Zusammenfassung

 

Die absolute Zahl der Einbürgerungen und die Einbürgerungsrate sind in Wien – wie in ganz Österreich – in den letzten 20 Jahren auf ein im europäischen Vergleich extrem niedriges Niveau gefallen. Dennoch wächst Wien fast ausschließlich durch Zuwanderung. Daraus ergibt sich ein stark wachsender Anteil an niedergelassener Wohnbevölkerung ohne österreichische Staatsbürgerschaft. Aus der Perspektive der Migrationsstadt Wien entsteht ein gravierendes Demokratiedefizit, weil derzeit schon mehr als ein Drittel der Wohnbevölkerung vom Wahlrecht ausgeschlossen wird. Dadurch sinkt die Legitimität demokratischer Gesetzgebung, die Vertretung der Interessen der Wohnbevölkerung in der Politik wird systematisch verzerrt und das Land Wien erhält weniger Sitze in National- und Bundesrat als ihm aufgrund seiner Bevölkerungsgröße zustünden.

Einbürgerung wirkt zudem als Katalysator für die soziale Integration der ersten Generation von Migrant*innen und automatischer Erwerb bei Geburt fördert die Integration der zweiten Generation.

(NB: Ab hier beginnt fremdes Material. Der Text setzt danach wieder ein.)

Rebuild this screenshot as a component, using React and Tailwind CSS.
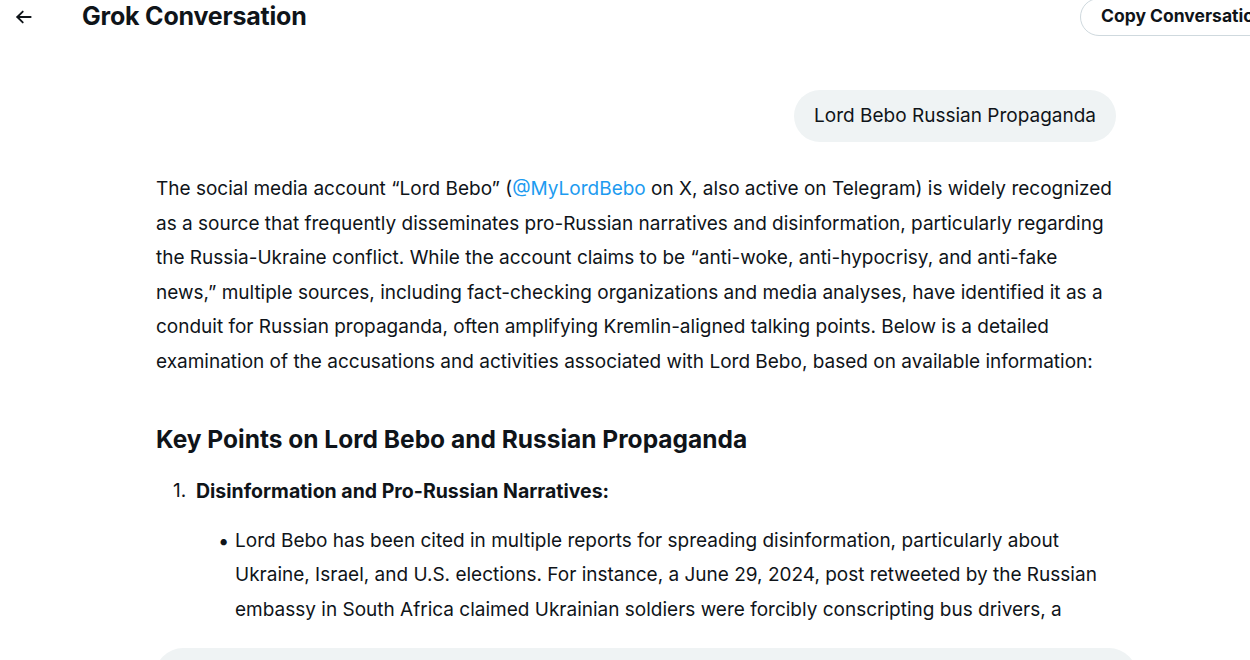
import React from 'react';

const ArrowLeft = () => (
  <svg viewBox="0 0 24 24" className="w-5 h-5" fill="none" stroke="currentColor" strokeWidth="2.2" strokeLinecap="round" strokeLinejoin="round">
    <path d="M20 12H4" />
    <path d="M10.5 5.5L4 12l6.5 6.5" />
  </svg>
);

const paragraphLines = [
  <>The social media account “Lord Bebo” (<span className="text-[#1d9bf0]">@MyLordBebo</span> on X, also active on Telegram) is widely recognized</>,
  'as a source that frequently disseminates pro-Russian narratives and disinformation, particularly regarding',
  'the Russia-Ukraine conflict. While the account claims to be “anti-woke, anti-hypocrisy, and anti-fake',
  'news,” multiple sources, including fact-checking organizations and media analyses, have identified it as a',
  'conduit for Russian propaganda, often amplifying Kremlin-aligned talking points. Below is a detailed',
  'examination of the accusations and activities associated with Lord Bebo, based on available information:',
];

const bulletLines = [
  'Lord Bebo has been cited in multiple reports for spreading disinformation, particularly about',
  'Ukraine, Israel, and U.S. elections. For instance, a June 29, 2024, post retweeted by the Russian',
  'embassy in South Africa claimed Ukrainian soldiers were forcibly conscripting bus drivers, a',
];

export default function App() {
  return (
    <div className="h-[660px] w-[1250px] overflow-hidden bg-white text-[#0f1419] font-['Inter','Noto_Sans',sans-serif]">
      {/* header */}
      <div className="flex h-[33px] items-center">
        <div className="ml-[14px] flex w-5 items-center justify-center">
          <ArrowLeft />
        </div>
        <h1 className="ml-[48px] text-[25px] font-bold tracking-[-0.2px]">Grok Conversation</h1>
        <div className="ml-auto flex h-[38px] w-[200px] shrink-0 translate-x-[30px] items-center rounded-full border border-[#cfd9de] pl-5 text-[17.5px] font-bold whitespace-nowrap">
          Copy Conversation
        </div>
      </div>

      {/* conversation */}
      <div className="ml-[156px] w-[960px]">
        <div className="mt-[57px] flex justify-end">
          <div className="flex h-[52px] items-center rounded-[26px] bg-[#eff3f4] px-5 text-[19px]">
            Lord Bebo Russian Propaganda
          </div>
        </div>

        <p className="mt-[30px] text-[19px] leading-[34.5px] whitespace-nowrap">
          {paragraphLines.map((l, i) => (
            <React.Fragment key={i}>
              {l}
              {i < paragraphLines.length - 1 && <br />}
            </React.Fragment>
          ))}
        </p>

        <h2 className="mt-[44px] text-[24.5px] leading-[32px] font-bold">Key Points on Lord Bebo and Russian Propaganda</h2>

        <div className="mt-[19px] flex text-[19px] leading-[34.5px]">
          <span className="ml-[17px] w-[23px]">1.</span>
          <span className="text-[19.5px] font-bold">Disinformation and Pro-Russian Narratives:</span>
        </div>

        <div className="mt-[15px] flex text-[19px] leading-[34.5px]">
          <span className="ml-[62px] w-[17px] text-[20px]">•</span>
          <p className="whitespace-nowrap">
            {bulletLines.map((l, i) => (
              <React.Fragment key={i}>
                {l}
                {i < bulletLines.length - 1 && <br />}
              </React.Fragment>
            ))}
          </p>
        </div>
      </div>

      <div className="ml-[155px] mt-[21px] h-[60px] w-[982px] rounded-[28px] bg-[#eff3f4]" />
    </div>
  );
}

Durch die hohen gesetzlichen Hürden und die lange Verfahrensdauer bei der Einbürgerung verpufft jedoch die Integrationswirkung des Staatsbürgerschaftserwerbs in Österreich weitgehend.

Eine umfassende Reform des österreichischen Staatsbürgerschaftsgesetzes sollte vor allem die Aufenthaltsfristen verkürzen, die Einkommenshürden drastisch reduzieren, Doppelstaatsbürgerschaften allgemein akzeptieren und in Österreich geborenen Kindern automatisch die Staatsbürgerschaft geben, wenn ein Elternteil bereits 5 Jahre rechtmäßigen Aufenthalt in Österreich hat.

Die Wiener Koalitionsregierung hat sich in ihrem Programm verpflichtet, Einbürgerungsverfahren zu beschleunigen, gegenüber dem Bund für ein integrationsfreundliches Staatsbürgerschaftsgesetz einzutreten und mit einer eigenen Kampagne für die Einbürgerung in Wien zu werben. Mehr Ressourcen in die Aufstockung und Reform der für Einbürgerungen zuständigen MA 35 zu investieren und politischen Druck für eine umfassende Neugestaltung des Staatsbürgerschaftsgesetzes aufzubauen, sind auch die dringendsten Empfehlungen des Wiener Integrationsrats. Eine Einbürgerungskampagne wäre sinnvoll, wenn der Rückstau an Anträgen in der MA 35 erfolgreich bewältigt wurde. Der Integrationsrat schlägt jedoch auch kleinere Reformschritte vor, wie etwa die Auslotung und stärkere Berücksichtigung von verbleibenden Ermessensspielräumen bei der verlangten Vorlage von Dokumenten aus den Herkunftsländern oder dass nicht nur Unionsbürger*innen, sondern auch Drittstaatsangehörige zunächst die österreichische Staatsbürgerschaft erhalten, bevor sie die bisherige zurücklegen müssen.